→ **Data excerpt**
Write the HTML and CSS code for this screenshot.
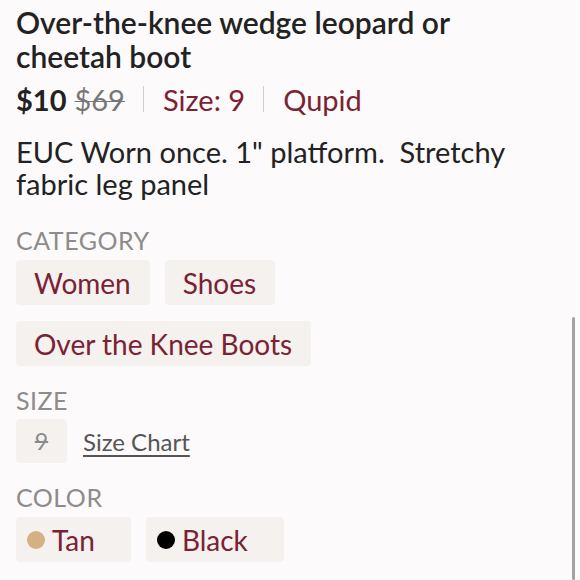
FILE: index.html
```html
<!DOCTYPE html>
<html lang="en">
<head>
<meta charset="utf-8">
<title>Listing</title>
<link rel="stylesheet" href="styles.css">
</head>
<body>
<main class="listing">
  <h1 class="title">Over-the-knee wedge leopard or cheetah boot</h1>
  <div class="price-row">
    <span class="price">$10</span>
    <span class="orig">$69</span>
    <span class="sep"></span>
    <span class="meta">Size: 9</span>
    <span class="sep"></span>
    <span class="meta">Qupid</span>
  </div>
  <p class="desc">EUC Worn once. 1" platform.  Stretchy fabric leg panel</p>

  <section class="section section-first">
    <h2 class="label">CATEGORY</h2>
    <div class="tags">
      <span class="tag">Women</span>
      <span class="tag">Shoes</span>
      <span class="tag">Over the Knee Boots</span>
    </div>
  </section>

  <section class="section">
    <h2 class="label">SIZE</h2>
    <div class="size-row">
      <span class="size-box">9</span>
      <a class="size-chart" href="#">Size Chart</a>
    </div>
  </section>

  <section class="section">
    <h2 class="label">COLOR</h2>
    <div class="tags">
      <span class="tag color-tag"><span class="dot dot-tan"></span>Tan</span>
      <span class="tag color-tag"><span class="dot dot-black"></span>Black</span>
    </div>
  </section>
</main>
<div class="scrollbar"></div>
</body>
</html>
```
FILE: styles.css
```css
html, body {
  margin: 0;
  padding: 0;
  background: #fcfafa;
}
body {
  font-family: Lato, "Noto Sans", sans-serif;
  color: #222222;
}
.listing {
  padding: 5px 16px 0 16px;
}
.title {
  margin: 0;
  font-size: 30px;
  font-weight: 600;
  line-height: 34px;
  color: #222222;
  max-width: 470px;
}
.price-row {
  display: flex;
  align-items: center;
  height: 34px;
  margin-top: 9px;
  font-size: 29px;
}
.price {
  font-weight: 700;
  color: #222222;
}
.orig {
  margin-left: 8px;
  color: #777777;
  text-decoration: line-through;
  text-decoration-thickness: 1px;
}
.sep {
  width: 1px;
  height: 26px;
  background: #cfcfcf;
  margin: 0 19px 0 18px;
}
.meta {
  color: #7a2233;
}
.desc {
  margin: 20px 0 0 0;
  font-size: 29px;
  line-height: 32px;
  white-space: pre-wrap;
  color: #222222;
}
.section {
  margin-top: 19px;
}
.section-first {
  margin-top: 25px;
}
.label {
  margin: 0;
  font-size: 25px;
  font-weight: 400;
  line-height: 30px;
  letter-spacing: 0.5px;
  color: #8d8c8a;
}
.tags {
  display: flex;
  flex-wrap: wrap;
  gap: 16px 15px;
  margin-top: 5px;
}
.tag {
  display: flex;
  align-items: center;
  height: 45px;
  padding: 0 19px 0 18px;
  background: #f4f1ef;
  border-radius: 4px;
  font-size: 28px;
  color: #7a2233;
}
.size-row {
  display: flex;
  align-items: center;
  margin-top: 4px;
}
.size-box {
  display: flex;
  align-items: center;
  justify-content: center;
  width: 51px;
  height: 44px;
  background: #f4f1ef;
  border-radius: 4px;
  font-size: 23px;
  color: #8a8a8a;
  text-decoration: line-through;
}
.size-chart {
  margin-left: 16px;
  font-size: 24px;
  color: #555555;
  text-decoration: underline;
  text-underline-offset: 4px;
}
.color-tag {
  padding: 0 36px 0 11px;
}
.dot {
  width: 18px;
  height: 18px;
  border-radius: 50%;
  margin-right: 7px;
}
.dot-tan {
  background: #d4b083;
}
.dot-black {
  background: #000000;
}
.scrollbar {
  position: fixed;
  right: 5px;
  top: 317px;
  bottom: 0;
  width: 3px;
  border-radius: 2px;
  background: #a3a3a3;
}
```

→ **Task prompt**
Extract every line of the data exactly; pictures stay out.

→ **Result of this exercise**
Write the HTML and CSS code for this screenshot.
FILE: index.html
```html
<!DOCTYPE html>
<html lang="en">
<head>
<meta charset="utf-8">
<title>Listing</title>
<link rel="stylesheet" href="styles.css">
</head>
<body>
<main class="listing">
  <h1 class="title">Over-the-knee wedge leopard or cheetah boot</h1>
  <div class="price-row">
    <span class="price">$10</span>
    <span class="orig">$69</span>
    <span class="sep"></span>
    <span class="meta">Size: 9</span>
    <span class="sep"></span>
    <span class="meta">Qupid</span>
  </div>
  <p class="desc">EUC Worn once. 1" platform.  Stretchy fabric leg panel</p>

  <section class="section section-first">
    <h2 class="label">CATEGORY</h2>
    <div class="tags">
      <span class="tag">Women</span>
      <span class="tag">Shoes</span>
      <span class="tag">Over the Knee Boots</span>
    </div>
  </section>

  <section class="section">
    <h2 class="label">SIZE</h2>
    <div class="size-row">
      <span class="size-box">9</span>
      <a class="size-chart" href="#">Size Chart</a>
    </div>
  </section>

  <section class="section">
    <h2 class="label">COLOR</h2>
    <div class="tags">
      <span class="tag color-tag"><span class="dot dot-tan"></span>Tan</span>
      <span class="tag color-tag"><span class="dot dot-black"></span>Black</span>
    </div>
  </section>
</main>
<div class="scrollbar"></div>
</body>
</html>
```
FILE: styles.css
```css
html, body {
  margin: 0;
  padding: 0;
  background: #fcfafa;
}
body {
  font-family: Lato, "Noto Sans", sans-serif;
  color: #222222;
}
.listing {
  padding: 5px 16px 0 16px;
}
.title {
  margin: 0;
  font-size: 30px;
  font-weight: 600;
  line-height: 34px;
  color: #222222;
  max-width: 470px;
}
.price-row {
  display: flex;
  align-items: center;
  height: 34px;
  margin-top: 9px;
  font-size: 29px;
}
.price {
  font-weight: 700;
  color: #222222;
}
.orig {
  margin-left: 8px;
  color: #777777;
  text-decoration: line-through;
  text-decoration-thickness: 1px;
}
.sep {
  width: 1px;
  height: 26px;
  background: #cfcfcf;
  margin: 0 19px 0 18px;
}
.meta {
  color: #7a2233;
}
.desc {
  margin: 20px 0 0 0;
  font-size: 29px;
  line-height: 32px;
  white-space: pre-wrap;
  color: #222222;
}
.section {
  margin-top: 19px;
}
.section-first {
  margin-top: 25px;
}
.label {
  margin: 0;
  font-size: 25px;
  font-weight: 400;
  line-height: 30px;
  letter-spacing: 0.5px;
  color: #8d8c8a;
}
.tags {
  display: flex;
  flex-wrap: wrap;
  gap: 16px 15px;
  margin-top: 5px;
}
.tag {
  display: flex;
  align-items: center;
  height: 45px;
  padding: 0 19px 0 18px;
  background: #f4f1ef;
  border-radius: 4px;
  font-size: 28px;
  color: #7a2233;
}
.size-row {
  display: flex;
  align-items: center;
  margin-top: 4px;
}
.size-box {
  display: flex;
  align-items: center;
  justify-content: center;
  width: 51px;
  height: 44px;
  background: #f4f1ef;
  border-radius: 4px;
  font-size: 23px;
  color: #8a8a8a;
  text-decoration: line-through;
}
.size-chart {
  margin-left: 16px;
  font-size: 24px;
  color: #555555;
  text-decoration: underline;
  text-underline-offset: 4px;
}
.color-tag {
  padding: 0 36px 0 11px;
}
.dot {
  width: 18px;
  height: 18px;
  border-radius: 50%;
  margin-right: 7px;
}
.dot-tan {
  background: #d4b083;
}
.dot-black {
  background: #000000;
}
.scrollbar {
  position: fixed;
  right: 5px;
  top: 317px;
  bottom: 0;
  width: 3px;
  border-radius: 2px;
  background: #a3a3a3;
}
```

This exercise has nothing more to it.